These are the key concepts you need to understand to accurately answer the question.

Angular Velocity
Angular velocity is like how fast something spins around. It's the speed of rotation and is usually measured in radians per second (rad/s).
If you think about a clock, the minute hand has an angular velocity because it rotates around the clock face. In our exercise, the bicycle wheel starts with an initial angular velocity of 1.50 rad/s. This means at the beginning of the observation, every second, the wheel covers 1.50 rad in angular motion.
  • Initial angular velocity (\(\omega_0\)) is what you start with.
  • Final angular velocity (\(\omega\)) is influenced by time and acceleration.
To find how fast the wheel is spinning after some time, we can use the formula: \[\omega = \omega_0 + \alpha t\]This tells us that if you start spinning at a certain speed and then speed up, the final speed depends on how long and how much you've been speeding up.
Angular Acceleration
Angular acceleration describes how quickly an object's rotational speed is changing. It's like the pedal pushing to make a bicycle spin faster or slower. Measured in radians per second squared (rad/s²), it tells us how much the angular velocity is changing every second.
In the exercise, the constant angular acceleration is 0.300 rad/s². It suggests that every second, the wheel's speed increases by 0.300 rad/s.
  • Positive angular acceleration means speeding up.
  • Negative angular acceleration (deceleration) means slowing down.
Whenever you have a constant angular acceleration, it allows you to predict the future angular velocity using the relation with time and initial angular velocity.
Rotational Motion
Rotational motion refers to anything spinning, rotating, or pivoting. It's everywhere in our daily life, from the Earth spinning around its axis to fans rotating in your house. Just like how linear motion is about things moving in straight lines, rotational motion is about moving in circles.

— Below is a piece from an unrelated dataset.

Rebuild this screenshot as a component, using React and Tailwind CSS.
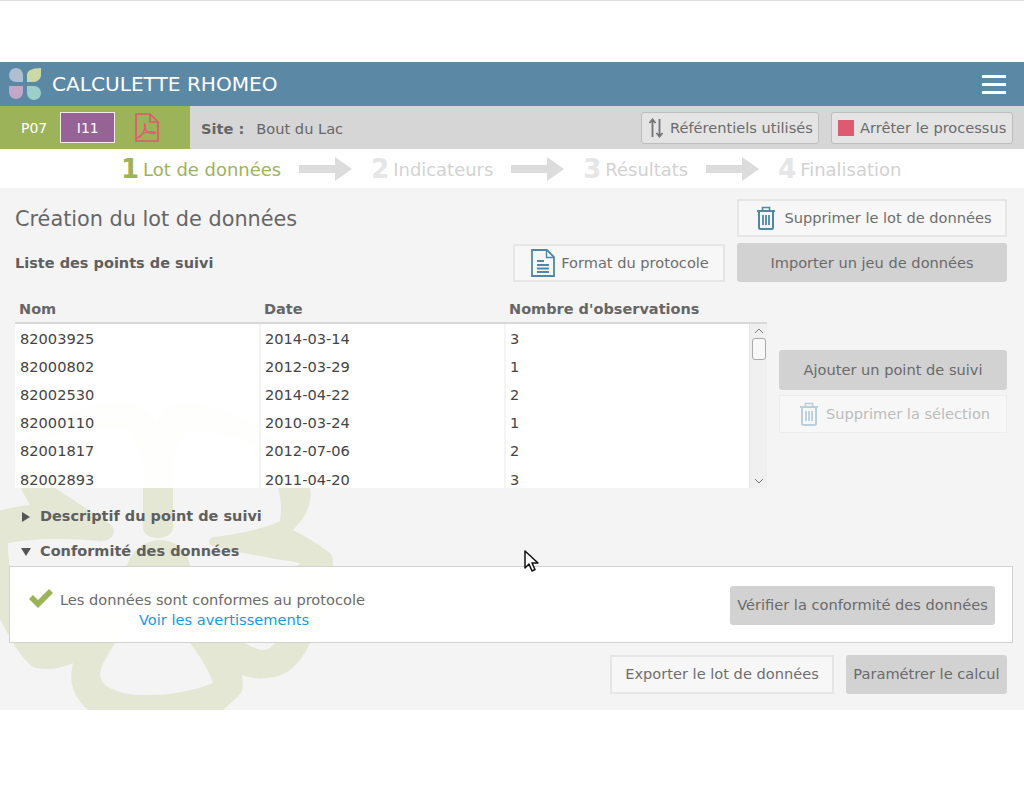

In the context of our bicycle wheel, rotational motion is observed when the wheel turns around its axis. This motion is described by terms like angular velocity and angular acceleration, important parameters that tell us about the speed and manner of rotation.
Understanding rotational motion is crucial as it provides insight into the motion of objects around us and bridges into more complex physics studies involving dynamics and torques.
Angle of Rotation
The angle of rotation is the amount that an object has spun through during rotational motion. Measured in radians, it tells you how much of a circle the rotating object has covered.
For the bicycle wheel, finding out through what angle it has turned means figuring out how many radians it has spun in a period of 2.50 seconds.
  • Initial angular velocity contributes to initial spinning.
  • Angular acceleration increases or decreases the spin over time.
The angle can be computed using the formula:\[\theta = \omega_0 t + \frac{1}{2} \alpha t^2\]This means the angle is affected both by starting speed and acceleration over time, showing a clear relationship between linear and rotational movement.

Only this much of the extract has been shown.